### DATA PROVIDED:
-- START --
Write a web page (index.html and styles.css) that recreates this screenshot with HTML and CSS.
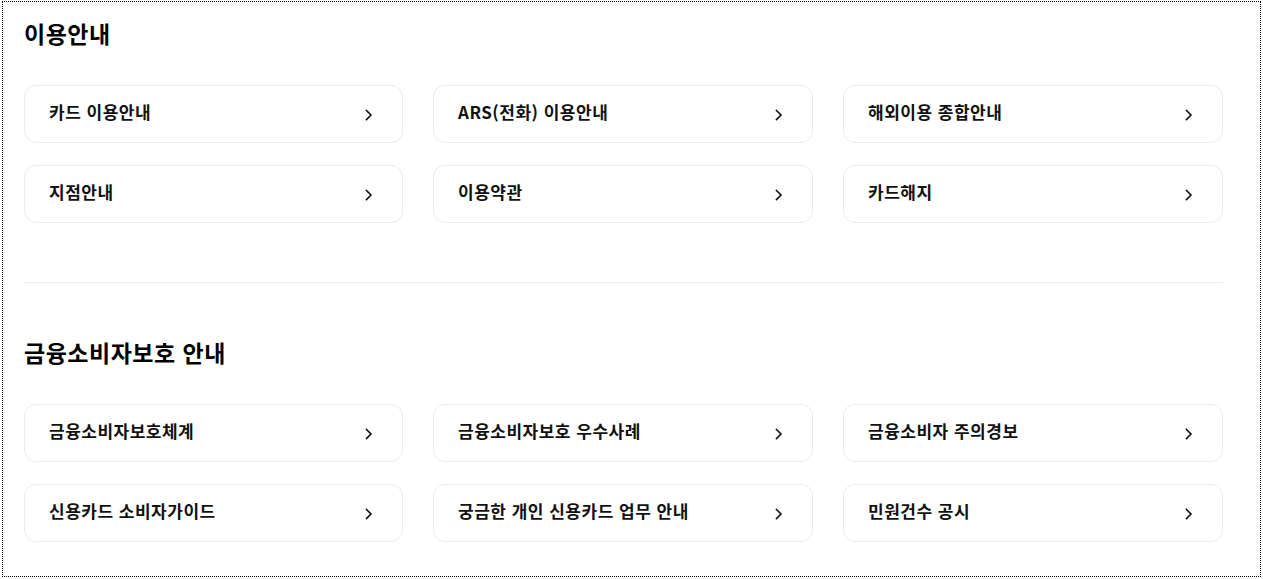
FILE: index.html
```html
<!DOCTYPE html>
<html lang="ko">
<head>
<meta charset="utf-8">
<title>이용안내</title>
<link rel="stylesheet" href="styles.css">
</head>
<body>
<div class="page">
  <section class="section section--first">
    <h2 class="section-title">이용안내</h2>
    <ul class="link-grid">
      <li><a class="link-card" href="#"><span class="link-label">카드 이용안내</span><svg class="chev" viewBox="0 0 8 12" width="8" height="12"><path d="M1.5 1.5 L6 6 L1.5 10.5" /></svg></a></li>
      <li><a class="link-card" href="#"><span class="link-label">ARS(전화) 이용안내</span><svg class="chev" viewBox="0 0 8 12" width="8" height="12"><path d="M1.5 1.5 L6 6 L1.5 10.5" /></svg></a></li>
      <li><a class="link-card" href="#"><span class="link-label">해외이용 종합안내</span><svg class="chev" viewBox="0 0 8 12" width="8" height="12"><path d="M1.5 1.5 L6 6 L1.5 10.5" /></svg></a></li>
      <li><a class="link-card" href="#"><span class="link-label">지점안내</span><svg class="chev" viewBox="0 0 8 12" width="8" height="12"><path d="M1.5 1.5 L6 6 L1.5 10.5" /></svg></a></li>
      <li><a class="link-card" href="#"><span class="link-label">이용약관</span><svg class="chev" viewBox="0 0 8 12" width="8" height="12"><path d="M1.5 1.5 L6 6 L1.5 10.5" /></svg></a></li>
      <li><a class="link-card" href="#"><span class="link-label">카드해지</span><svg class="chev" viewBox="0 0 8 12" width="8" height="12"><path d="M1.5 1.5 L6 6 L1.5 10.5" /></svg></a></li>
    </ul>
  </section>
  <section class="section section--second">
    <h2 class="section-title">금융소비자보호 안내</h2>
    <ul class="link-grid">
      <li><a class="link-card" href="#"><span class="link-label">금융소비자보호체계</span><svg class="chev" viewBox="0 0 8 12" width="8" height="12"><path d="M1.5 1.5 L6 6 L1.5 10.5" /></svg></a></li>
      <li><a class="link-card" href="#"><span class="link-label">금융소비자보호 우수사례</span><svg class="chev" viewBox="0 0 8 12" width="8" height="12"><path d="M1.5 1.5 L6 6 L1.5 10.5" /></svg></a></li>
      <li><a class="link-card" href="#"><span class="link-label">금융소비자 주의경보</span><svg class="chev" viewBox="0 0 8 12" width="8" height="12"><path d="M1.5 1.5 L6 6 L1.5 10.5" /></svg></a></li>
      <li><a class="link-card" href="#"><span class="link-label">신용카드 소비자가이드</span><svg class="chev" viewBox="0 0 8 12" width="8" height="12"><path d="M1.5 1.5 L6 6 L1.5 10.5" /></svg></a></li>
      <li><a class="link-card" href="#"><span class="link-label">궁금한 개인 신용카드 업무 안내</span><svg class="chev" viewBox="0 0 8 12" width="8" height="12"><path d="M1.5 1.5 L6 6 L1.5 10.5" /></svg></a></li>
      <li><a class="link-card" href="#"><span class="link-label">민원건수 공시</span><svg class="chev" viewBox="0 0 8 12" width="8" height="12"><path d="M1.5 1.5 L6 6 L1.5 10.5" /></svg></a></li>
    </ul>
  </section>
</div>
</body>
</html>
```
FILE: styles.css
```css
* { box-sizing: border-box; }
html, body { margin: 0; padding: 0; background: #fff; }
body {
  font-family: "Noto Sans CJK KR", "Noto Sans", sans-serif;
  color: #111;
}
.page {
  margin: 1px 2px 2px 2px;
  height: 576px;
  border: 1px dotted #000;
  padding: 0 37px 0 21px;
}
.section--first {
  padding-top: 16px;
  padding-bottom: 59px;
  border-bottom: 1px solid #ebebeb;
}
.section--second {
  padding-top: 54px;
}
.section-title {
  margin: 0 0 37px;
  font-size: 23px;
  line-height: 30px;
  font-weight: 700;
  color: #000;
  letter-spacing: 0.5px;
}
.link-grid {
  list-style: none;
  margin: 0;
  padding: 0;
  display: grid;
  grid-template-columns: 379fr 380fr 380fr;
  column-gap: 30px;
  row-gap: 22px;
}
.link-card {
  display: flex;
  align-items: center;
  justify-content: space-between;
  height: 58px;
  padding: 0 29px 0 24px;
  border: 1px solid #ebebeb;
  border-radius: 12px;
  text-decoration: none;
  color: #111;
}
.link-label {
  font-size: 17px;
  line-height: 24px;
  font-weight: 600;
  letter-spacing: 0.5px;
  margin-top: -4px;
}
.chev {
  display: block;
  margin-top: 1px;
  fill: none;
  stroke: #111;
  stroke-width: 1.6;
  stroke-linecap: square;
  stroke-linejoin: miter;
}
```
-- END --
### REQUIREMENT:
Restate the data above exactly, stripping out each image.

### WRITTEN REPLY:
Write a web page (index.html and styles.css) that recreates this screenshot with HTML and CSS.
FILE: index.html
```html
<!DOCTYPE html>
<html lang="ko">
<head>
<meta charset="utf-8">
<title>이용안내</title>
<link rel="stylesheet" href="styles.css">
</head>
<body>
<div class="page">
  <section class="section section--first">
    <h2 class="section-title">이용안내</h2>
    <ul class="link-grid">
      <li><a class="link-card" href="#"><span class="link-label">카드 이용안내</span><svg class="chev" viewBox="0 0 8 12" width="8" height="12"><path d="M1.5 1.5 L6 6 L1.5 10.5" /></svg></a></li>
      <li><a class="link-card" href="#"><span class="link-label">ARS(전화) 이용안내</span><svg class="chev" viewBox="0 0 8 12" width="8" height="12"><path d="M1.5 1.5 L6 6 L1.5 10.5" /></svg></a></li>
      <li><a class="link-card" href="#"><span class="link-label">해외이용 종합안내</span><svg class="chev" viewBox="0 0 8 12" width="8" height="12"><path d="M1.5 1.5 L6 6 L1.5 10.5" /></svg></a></li>
      <li><a class="link-card" href="#"><span class="link-label">지점안내</span><svg class="chev" viewBox="0 0 8 12" width="8" height="12"><path d="M1.5 1.5 L6 6 L1.5 10.5" /></svg></a></li>
      <li><a class="link-card" href="#"><span class="link-label">이용약관</span><svg class="chev" viewBox="0 0 8 12" width="8" height="12"><path d="M1.5 1.5 L6 6 L1.5 10.5" /></svg></a></li>
      <li><a class="link-card" href="#"><span class="link-label">카드해지</span><svg class="chev" viewBox="0 0 8 12" width="8" height="12"><path d="M1.5 1.5 L6 6 L1.5 10.5" /></svg></a></li>
    </ul>
  </section>
  <section class="section section--second">
    <h2 class="section-title">금융소비자보호 안내</h2>
    <ul class="link-grid">
      <li><a class="link-card" href="#"><span class="link-label">금융소비자보호체계</span><svg class="chev" viewBox="0 0 8 12" width="8" height="12"><path d="M1.5 1.5 L6 6 L1.5 10.5" /></svg></a></li>
      <li><a class="link-card" href="#"><span class="link-label">금융소비자보호 우수사례</span><svg class="chev" viewBox="0 0 8 12" width="8" height="12"><path d="M1.5 1.5 L6 6 L1.5 10.5" /></svg></a></li>
      <li><a class="link-card" href="#"><span class="link-label">금융소비자 주의경보</span><svg class="chev" viewBox="0 0 8 12" width="8" height="12"><path d="M1.5 1.5 L6 6 L1.5 10.5" /></svg></a></li>
      <li><a class="link-card" href="#"><span class="link-label">신용카드 소비자가이드</span><svg class="chev" viewBox="0 0 8 12" width="8" height="12"><path d="M1.5 1.5 L6 6 L1.5 10.5" /></svg></a></li>
      <li><a class="link-card" href="#"><span class="link-label">궁금한 개인 신용카드 업무 안내</span><svg class="chev" viewBox="0 0 8 12" width="8" height="12"><path d="M1.5 1.5 L6 6 L1.5 10.5" /></svg></a></li>
      <li><a class="link-card" href="#"><span class="link-label">민원건수 공시</span><svg class="chev" viewBox="0 0 8 12" width="8" height="12"><path d="M1.5 1.5 L6 6 L1.5 10.5" /></svg></a></li>
    </ul>
  </section>
</div>
</body>
</html>
```
FILE: styles.css
```css
* { box-sizing: border-box; }
html, body { margin: 0; padding: 0; background: #fff; }
body {
  font-family: "Noto Sans CJK KR", "Noto Sans", sans-serif;
  color: #111;
}
.page {
  margin: 1px 2px 2px 2px;
  height: 576px;
  border: 1px dotted #000;
  padding: 0 37px 0 21px;
}
.section--first {
  padding-top: 16px;
  padding-bottom: 59px;
  border-bottom: 1px solid #ebebeb;
}
.section--second {
  padding-top: 54px;
}
.section-title {
  margin: 0 0 37px;
  font-size: 23px;
  line-height: 30px;
  font-weight: 700;
  color: #000;
  letter-spacing: 0.5px;
}
.link-grid {
  list-style: none;
  margin: 0;
  padding: 0;
  display: grid;
  grid-template-columns: 379fr 380fr 380fr;
  column-gap: 30px;
  row-gap: 22px;
}
.link-card {
  display: flex;
  align-items: center;
  justify-content: space-between;
  height: 58px;
  padding: 0 29px 0 24px;
  border: 1px solid #ebebeb;
  border-radius: 12px;
  text-decoration: none;
  color: #111;
}
.link-label {
  font-size: 17px;
  line-height: 24px;
  font-weight: 600;
  letter-spacing: 0.5px;
  margin-top: -4px;
}
.chev {
  display: block;
  margin-top: 1px;
  fill: none;
  stroke: #111;
  stroke-width: 1.6;
  stroke-linecap: square;
  stroke-linejoin: miter;
}
```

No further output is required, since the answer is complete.